Ultimately, S.T.A.L.K.E.R. 2: Heart of Chornobyl is about the stories you tell your friends later. Like the time you ran out of ammo and had to knife a mutant in the dark, or the time you accidentally sold your best artifact because you were tired and just wanted to go to sleep. It's a game of moments.
Actionable Next Steps for Stalkers
- Check your hardware: If you're on PC, ensure you are running on an SSD. The streaming tech for the open world will stutter significantly on an old HDD.
- Adjust the Difficulty: Don't be a hero. Start on the middle difficulty. You can always turn it up once you understand how the ballistics work.
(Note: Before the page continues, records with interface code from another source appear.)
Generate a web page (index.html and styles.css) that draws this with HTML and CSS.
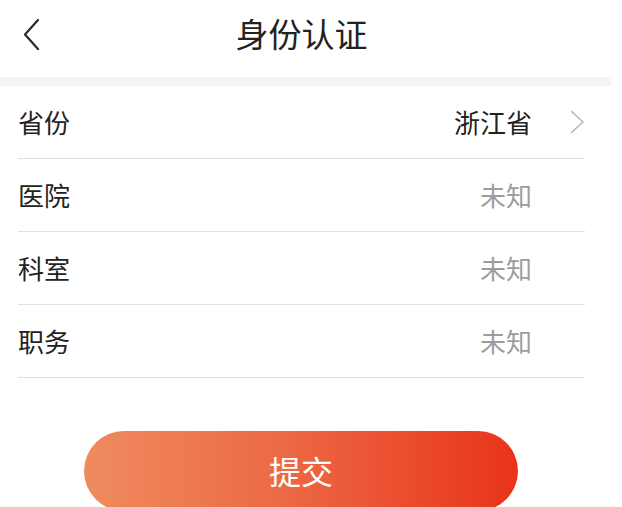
FILE: index.html
```html
<!DOCTYPE html>
<html lang="zh-CN">
<head>
<meta charset="utf-8">
<title>身份认证</title>
<link rel="stylesheet" href="styles.css">
</head>
<body>
<div class="page">
  <header class="header">
    <div class="back">
      <svg width="18" height="32" viewBox="0 0 18 32"><path d="M16 2 L3 16.5 L16 31" fill="none" stroke="#2a2a2a" stroke-width="2.2" stroke-linecap="round" stroke-linejoin="round"/></svg>
    </div>
    <h1 class="title">身份认证</h1>
    <div class="spacer"></div>
  </header>
  <div class="band"></div>
  <section class="form">
    <div class="row">
      <span class="label">省份</span>
      <span class="value value-set">浙江省</span>
      <span class="arrow">
        <svg width="15" height="24" viewBox="0 0 15 24"><path d="M1.5 1.5 L13 12 L1.5 22.5" fill="none" stroke="#b5b5b5" stroke-width="1.6" stroke-linecap="round" stroke-linejoin="round"/></svg>
      </span>
    </div>
    <div class="row">
      <span class="label">医院</span>
      <span class="value">未知</span>
      <span class="arrow"></span>
    </div>
    <div class="row">
      <span class="label">科室</span>
      <span class="value">未知</span>
      <span class="arrow"></span>
    </div>
    <div class="row">
      <span class="label">职务</span>
      <span class="value">未知</span>
      <span class="arrow"></span>
    </div>
  </section>
  <div class="actions">
    <button class="submit">提交</button>
  </div>
</div>
</body>
</html>
```

FILE: styles.css
```css
* { box-sizing: border-box; }
html, body {
  margin: 0;
  padding: 0;
  background: #ffffff;
  overflow: hidden;
}
body {
  font-family: "Noto Sans CJK SC", "Noto Sans", sans-serif;
  color: #222222;
}
.page {
  width: 611px;
  height: 507px;
}
.header {
  height: 77px;
  display: grid;
  grid-template-columns: 1fr auto 1fr;
  align-items: center;
  padding: 0 8px 11px 0;
}
.back {
  padding-left: 22px;
  display: flex;
  align-items: center;
  padding-top: 2px;
}
.back svg { display: block; }
.title {
  margin: 0;
  font-size: 33px;
  font-weight: 400;
  color: #222222;
  line-height: 1;
}
.band {
  height: 9px;
  background: #f2f5f6;
}
.form {
  padding: 0 26px 0 18px;
}
.row {
  height: 73px;
  display: flex;
  align-items: center;
  border-bottom: 1.5px solid #e2e2e2;
}
.row:first-child {
  height: 72.5px;
}
.label {
  flex: 1;
  font-size: 26px;
  line-height: 1;
  color: #222222;
}
.value {
  font-size: 26px;
  line-height: 1;
  color: #9c9c9c;
}
.value-set {
  color: #222222;
}
.arrow {
  width: 53px;
  display: flex;
  justify-content: flex-end;
  align-items: center;
}
.arrow svg { display: block; }
.actions {
  padding: 53px 93px 0 84px;
}
.submit {
  display: block;
  width: 100%;
  height: 80px;
  border: 0;
  border-radius: 40px;
  background: linear-gradient(90deg, #ef8b5f 0%, #ec6a45 45%, #e9331a 100%);
  color: #ffffff;
  font-family: "Noto Sans CJK SC", "Noto Sans", sans-serif;
  font-size: 32px;
  font-weight: 400;
  line-height: 1;
  padding: 0 0 2px;
}
```
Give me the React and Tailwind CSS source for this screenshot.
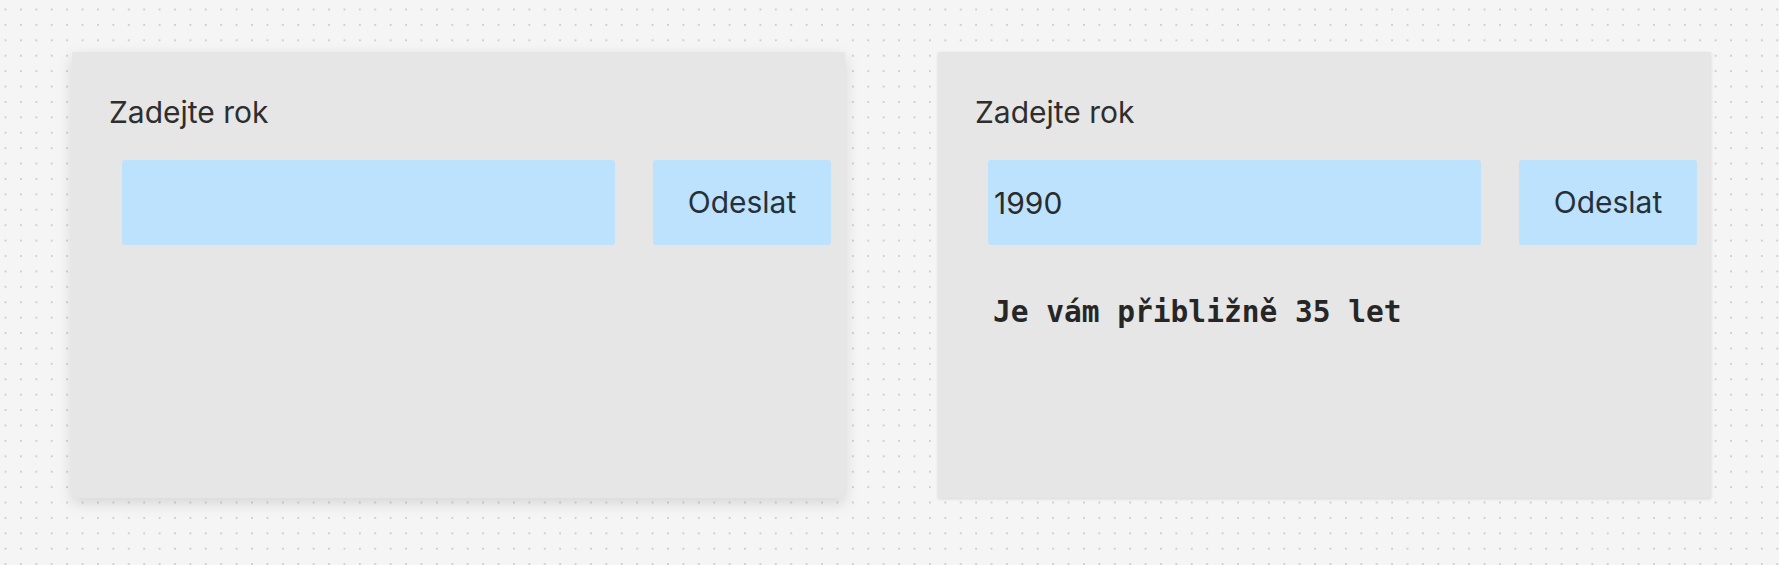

- Prioritize the "Scanner" upgrade: As soon as you find a technician, look into upgrading your detector. Better detectors find better artifacts, and artifacts are the only way to truly "get rich" in the Zone.
- Save Manually: Do not rely on the autosave. The Zone is unpredictable, and sometimes an autosave can trigger right as you're about to be hit by an Emission, potentially soft-locking your progress.
Go into the Zone with low expectations for your survival and high expectations for the atmosphere. You won't be disappointed. Just remember to pack extra filters for your gas mask. You’re going to need them.